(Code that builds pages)
--------------------------------
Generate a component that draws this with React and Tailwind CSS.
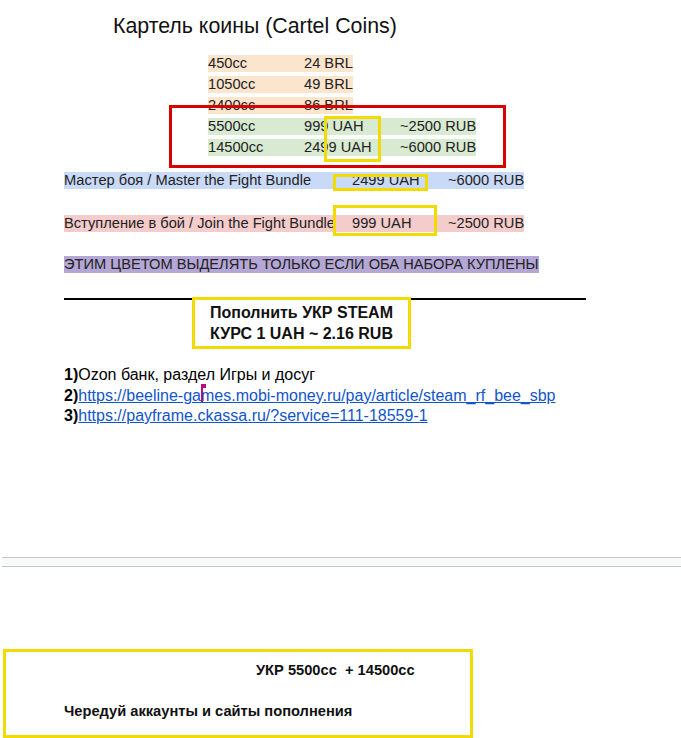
export default function App() {
  const font = "font-['Liberation_Sans',Arial,sans-serif]";
  return (
    <div className={`relative w-[681px] h-[738px] overflow-hidden bg-white text-black ${font}`}>
      {/* Page 1 */}
      <div className="relative h-[557px]">
        <div className="pl-[113px] pt-[14px] text-[21.33px] leading-[25px] text-[#111]">
          Картель коины (Cartel Coins)
        </div>

        <div className="mt-[16px] pl-[208px] flex flex-col gap-[4px] text-[14.67px] leading-[17px] text-[#222]">
          {[
            ["450cc", "24 BRL"],
            ["1050cc", "49 BRL"],
            ["2400cc", "86 BRL"],
          ].map(([a, b]) => (
            <div key={a} className="flex h-[17px]">
              <div className="flex bg-[#fce5cd]">
                <span className="w-[96px]">{a}</span>
                <span>{b}</span>
              </div>
            </div>
          ))}
          {[
            ["5500cc", "999 UAH", "~2500 RUB"],
            ["14500cc", "2499 UAH", "~6000 RUB"],
          ].map(([a, b, c]) => (
            <div key={a} className="flex h-[17px]">
              <div className="flex bg-[#d9ead3]">
                <span className="w-[96px]">{a}</span>
                <span className="w-[96px]">{b}</span>
                <span>{c}</span>
              </div>
            </div>
          ))}
        </div>

        <div className="mt-[16px] pl-[64px] flex h-[17px] text-[14.67px] leading-[17px] text-[#222]">
          <div className="flex bg-[#c9daf8]">
            <span className="w-[288px]">Мастер боя / Master the Fight Bundle</span>
            <span className="w-[96px]">2499 UAH</span>
            <span>~6000 RUB</span>
          </div>
        </div>

        <div className="mt-[26px] pl-[64px] flex h-[17px] text-[14.67px] leading-[17px] text-[#222]">
          <div className="flex bg-[#f4cccc]">
            <span className="w-[288px] whitespace-nowrap overflow-hidden">Вступление в бой / Join the Fight Bundle</span>
            <span className="w-[96px]">999 UAH</span>
            <span>~2500 RUB</span>
          </div>
        </div>

        <div className="mt-[24px] pl-[64px] flex h-[17px] text-[14.67px] leading-[17px] text-[#222]">
          <div className="bg-[#b4a7d6]">ЭТИМ ЦВЕТОМ ВЫДЕЛЯТЬ ТОЛЬКО ЕСЛИ ОБА НАБОРА КУПЛЕНЫ</div>
        </div>

        <div className="mt-[25px] ml-[64px] w-[522px] h-[2px] bg-black" />

        <div className="mt-[65px] pl-[64px] text-[16px] leading-[20.5px]">
          <div>
            <b>1)</b>Ozon банк, раздел Игры и досуг
          </div>
          <div>
            <b>2)</b>
            <span className="text-[#1155cc] underline">https://beeline-games.mobi-money.ru/pay/article/steam_rf_bee_sbp</span>
          </div>
          <div>
            <b>3)</b>
            <span className="text-[#1155cc] underline">https://payframe.ckassa.ru/?service=111-18559-1</span>
          </div>
        </div>

        {/* drawn shapes */}
        <div className="absolute left-[169px] top-[105px] w-[337px] h-[63px] border-[3px] border-[#d60000]" />
        <div className="absolute left-[324px] top-[116px] w-[57px] h-[46px] border-[3px] border-[#f2db00]" />
        <div className="absolute left-[333px] top-[174px] w-[95px] h-[17px] border-[3px] border-[#f2db00]" />
        <div className="absolute left-[333px] top-[205px] w-[104px] h-[31px] border-[3px] border-[#f2db00]" />
        <div className="absolute left-[192px] top-[297px] w-[219px] h-[52px] border-[3px] border-[#f2db00] bg-white flex flex-col items-center justify-center text-[16px] leading-[21px] font-bold text-[#111]">
          <div>Пополнить УКР STEAM</div>
          <div>КУРС 1 UAH ~ 2.16 RUB</div>
        </div>

        {/* collaborator cursor */}
        <div className="absolute left-[201px] top-[384px] w-[2px] h-[18px] bg-[#b0107f]" />
        <div className="absolute left-[201px] top-[384px] w-[5px] h-[4px] bg-[#b0107f]" />
      </div>

      {/* page break */}
      <div className="ml-[2px] h-[10px] border-y border-[#c4c4c4] bg-[#f8f9fa]" />

      {/* Page 2 */}
      <div className="mt-[82px] ml-[3px] w-[470px] h-[89px] border-[3px] border-[#f2db00] text-[14.67px] leading-[17px] font-bold text-[#111]">
        <div className="pt-[10px] pl-[250px] whitespace-pre">УКР 5500cc  + 14500cc</div>
        <div className="mt-[24px] pl-[58px]">Чередуй аккаунты и сайты пополнения</div>
      </div>
    </div>
  );
}
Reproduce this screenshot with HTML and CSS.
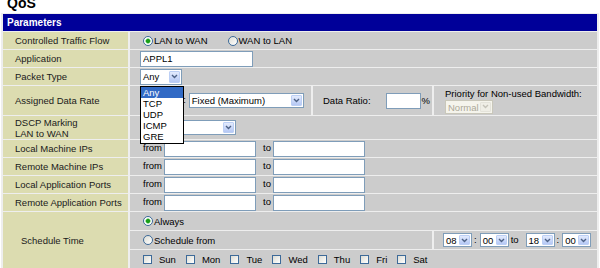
FILE: index.html
```html
<!DOCTYPE html>
<html>
<head>
<meta charset="utf-8">
<title>QoS</title>
<link rel="stylesheet" href="styles.css">
</head>
<body>
<h1 class="title">QoS</h1>
<table class="qos">
  <colgroup><col class="c0"><col class="c1"><col class="c2"><col class="c3"></colgroup>
  <tr><th colspan="4" class="hdr">Parameters</th></tr>
  <tr>
    <td class="lbl">Controlled Traffic Flow</td>
    <td class="val" colspan="3"><label class="rb"><input type="radio" name="flow" checked>LAN to WAN</label><label class="rb rb2"><input type="radio" name="flow">WAN to LAN</label></td>
  </tr>
  <tr>
    <td class="lbl">Application</td>
    <td class="val" colspan="3"><input class="txt app" type="text" value="APPL1"></td>
  </tr>
  <tr>
    <td class="lbl">Packet Type</td>
    <td class="val" colspan="3">
      <span class="dd">
        <span class="sel w-any"><span class="st">Any</span><span class="arr"><svg width="7" height="5" viewBox="0 0 7 5"><path d="M1 1l2.5 2.5L6 1" fill="none" stroke="#4d6185" stroke-width="1.4"/></svg></span></span>
        <span class="list">
          <span class="opt on">Any</span>
          <span class="opt">TCP</span>
          <span class="opt">UDP</span>
          <span class="opt">ICMP</span>
          <span class="opt">GRE</span>
        </span>
      </span>
    </td>
  </tr>
  <tr class="r-rate">
    <td class="lbl">Assigned Data Rate</td>
    <td class="val"><span class="rt">Rate Type:</span><span class="sel w-fixed"><span class="st">Fixed (Maximum)</span><span class="arr"><svg width="7" height="5" viewBox="0 0 7 5"><path d="M1 1l2.5 2.5L6 1" fill="none" stroke="#4d6185" stroke-width="1.4"/></svg></span></span></td>
    <td class="val">Data Ratio:<input class="txt ratio" type="text" value="">%</td>
    <td class="val prio"><div class="ptxt">Priority for Non-used Bandwidth:</div><span class="sel w-norm dis"><span class="st">Normal</span><span class="arr"><svg width="7" height="5" viewBox="0 0 7 5"><path d="M1 1l2.5 2.5L6 1" fill="none" stroke="#c4c3b8" stroke-width="1.4"/></svg></span></span></td>
  </tr>
  <tr class="r-dscp">
    <td class="lbl">DSCP Marking<br>LAN to WAN</td>
    <td class="val" colspan="3"><span class="sel w-dscp"><span class="st"></span><span class="arr"><svg width="7" height="5" viewBox="0 0 7 5"><path d="M1 1l2.5 2.5L6 1" fill="none" stroke="#4d6185" stroke-width="1.4"/></svg></span></span></td>
  </tr>
  <tr>
    <td class="lbl">Local Machine IPs</td>
    <td class="val" colspan="3"><span class="from">from</span><input class="txt ip" type="text"><span class="to">to</span><input class="txt ip" type="text"></td>
  </tr>
  <tr>
    <td class="lbl">Remote Machine IPs</td>
    <td class="val" colspan="3"><span class="from">from</span><input class="txt ip" type="text"><span class="to">to</span><input class="txt ip" type="text"></td>
  </tr>
  <tr>
    <td class="lbl">Local Application Ports</td>
    <td class="val" colspan="3"><span class="from">from</span><input class="txt ip" type="text"><span class="to">to</span><input class="txt ip" type="text"></td>
  </tr>
  <tr>
    <td class="lbl">Remote Application Ports</td>
    <td class="val" colspan="3"><span class="from">from</span><input class="txt ip" type="text"><span class="to">to</span><input class="txt ip" type="text"></td>
  </tr>
  <tr class="r-s">
    <td class="lbl sched" rowspan="3">Schedule Time</td>
    <td class="val" colspan="3"><label class="rb"><input type="radio" name="sch" checked>Always</label></td>
  </tr>
  <tr class="r-s">
    <td class="val" colspan="2"><label class="rb"><input type="radio" name="sch">Schedule from</label></td>
    <td class="val times">
      <span class="sel w-t"><span class="st">08</span><span class="arr"><svg width="7" height="5" viewBox="0 0 7 5"><path d="M1 1l2.5 2.5L6 1" fill="none" stroke="#4d6185" stroke-width="1.4"/></svg></span></span><span class="colon">:</span><span class="sel w-t"><span class="st">00</span><span class="arr"><svg width="7" height="5" viewBox="0 0 7 5"><path d="M1 1l2.5 2.5L6 1" fill="none" stroke="#4d6185" stroke-width="1.4"/></svg></span></span><span class="tto">to</span><span class="sel w-t"><span class="st">18</span><span class="arr"><svg width="7" height="5" viewBox="0 0 7 5"><path d="M1 1l2.5 2.5L6 1" fill="none" stroke="#4d6185" stroke-width="1.4"/></svg></span></span><span class="colon">:</span><span class="sel w-t"><span class="st">00</span><span class="arr"><svg width="7" height="5" viewBox="0 0 7 5"><path d="M1 1l2.5 2.5L6 1" fill="none" stroke="#4d6185" stroke-width="1.4"/></svg></span></span>
    </td>
  </tr>
  <tr class="r-s">
    <td class="val days" colspan="3"><label class="cb"><input type="checkbox">Sun</label><label class="cb"><input type="checkbox">Mon</label><label class="cb"><input type="checkbox">Tue</label><label class="cb"><input type="checkbox">Wed</label><label class="cb"><input type="checkbox">Thu</label><label class="cb"><input type="checkbox">Fri</label><label class="cb"><input type="checkbox">Sat</label></td>
  </tr>
</table>
</body>
</html>
```

FILE: styles.css
```css
body {
  margin: 0;
  background: #ffffff;
  font-family: "Liberation Sans", Arial, sans-serif;
  font-size: 9.5px;
  color: #111111;
}

.title {
  margin: -4px 0 0 7px;
  height: 14px;
  font-size: 14px;
  line-height: 14px;
  font-weight: bold;
  color: #000000;
}

.qos {
  margin: 3px 0 0 1px;
  width: 598px;
  table-layout: fixed;
  border-collapse: separate;
  border-spacing: 2px 1px;
  background: #eeeeee;
}

.c0 { width: 125px; }
.c1 { width: 181px; }
.c2 { width: 119px; }
.c3 { width: 163px; }

.qos td, .qos th {
  padding: 0;
  height: 17px;
  line-height: 11px;
  vertical-align: middle;
  white-space: nowrap;
  text-align: left;
}

.hdr {
  background: #000099;
  color: #ffffff;
  font-weight: bold;
  font-size: 10px;
  padding-left: 4px !important;
}

.lbl {
  background: #dcdcb0;
  padding-left: 12px !important;
  color: #1a1a1a;
}

.sched { padding-left: 18px !important; }

.val {
  background: #cccccc;
  padding-left: 10px !important;
  color: #000000;
}

.r-rate td { height: 29px; }
.r-dscp td { height: 23px; }
.r-s td { height: 18px; }

/* radios */
.rb {
  display: inline-flex;
  align-items: center;
  vertical-align: middle;
}
.rb input {
  -webkit-appearance: none;
  appearance: none;
  box-sizing: border-box;
  width: 10px;
  height: 10px;
  margin: 0 1px 0 3px;
  border: 1px solid #3d6a99;
  border-radius: 50%;
  background: linear-gradient(135deg, #dcdcd4, #ffffff);
}
.rb input:checked {
  background: radial-gradient(circle, #1a9e1a 0 1.6px, #7fd47f 2.3px, #ffffff 3px);
}
.rb2 { margin-left: 17px; }

/* checkboxes */
.cb {
  display: inline-flex;
  align-items: center;
  vertical-align: middle;
  margin-right: 7px;
}
.cb input {
  -webkit-appearance: none;
  appearance: none;
  box-sizing: border-box;
  width: 9px;
  height: 9px;
  margin: 0 7px 0 3px;
  border: 1px solid #3d6a99;
  background: linear-gradient(135deg, #dcdcd4, #ffffff);
}

/* text inputs */
.txt {
  box-sizing: border-box;
  height: 16px;
  margin: 0;
  padding: 0 2px;
  border: 1px solid #7f9db9;
  background: #ffffff;
  font-family: "Liberation Sans", Arial, sans-serif;
  font-size: 9.5px;
  color: #000000;
  vertical-align: middle;
  outline: none;
}
.app { width: 113px; }
.ratio { width: 35px; margin: 0 1px 0 15px; }
.ip { width: 92px; }

.from { margin: 0 2px 0 3px; }
.to { margin: 0 2px 0 7px; }

.rt { margin-left: 0; }

/* select look-alikes */
.sel {
  display: inline-flex;
  align-items: stretch;
  box-sizing: border-box;
  height: 15px;
  padding: 1px;
  border: 1px solid #7f9db9;
  background: #ffffff;
  vertical-align: middle;
  color: #000000;
}
.st {
  flex: 1;
  padding-left: 1px;
  line-height: 11px;
  overflow: hidden;
}
.arr {
  box-sizing: border-box;
  width: 11px;
  display: flex;
  align-items: center;
  justify-content: center;
  border: 1px solid #bccff5;
  border-radius: 1px;
  background: linear-gradient(#e3ebfd, #b5c8f5);
}
.w-any { width: 42px; height: 16px; }
.w-fixed { width: 115px; margin-left: 3px; }
.w-norm { width: 48px; height: 14px; }
.w-dscp { width: 96px; }
.w-t { width: 29px; height: 14px; }

.dis {
  border-color: #c9c7ba;
  background: #f5f4ec;
  color: #aca899;
}
.dis .arr {
  border-color: #e4e3da;
  background: #efeee6;
}

.prio { padding-left: 11px !important; }
.ptxt { line-height: 11px; margin-bottom: 1px; }

.times { padding-left: 9px !important; }
.colon { margin: 0 3px 0 2px; }
.tto { margin: 0 7px 0 2px; }

/* open dropdown list */
.dd {
  position: relative;
  display: inline-block;
  vertical-align: middle;
  height: 16px;
}
.list {
  position: absolute;
  left: 0;
  top: 17px;
  z-index: 5;
  box-sizing: border-box;
  width: 44px;
  padding-bottom: 1px;
  border: 1px solid #000000;
  background: #ffffff;
  font-size: 9.5px;
}
.opt {
  display: block;
  height: 11px;
  line-height: 11px;
  padding-left: 2px;
  color: #000000;
}
.opt.on {
  background: #316ac5;
  color: #ffffff;
}
```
--------------------------------
GOAL OF THE EXERCISE: Filter the entries down to the lines containing "with". Copy each of those lines.

RESPONSE FOR THIS EXERCISE:
Generate a component that draws this with React and Tailwind CSS.
Reproduce this screenshot with HTML and CSS.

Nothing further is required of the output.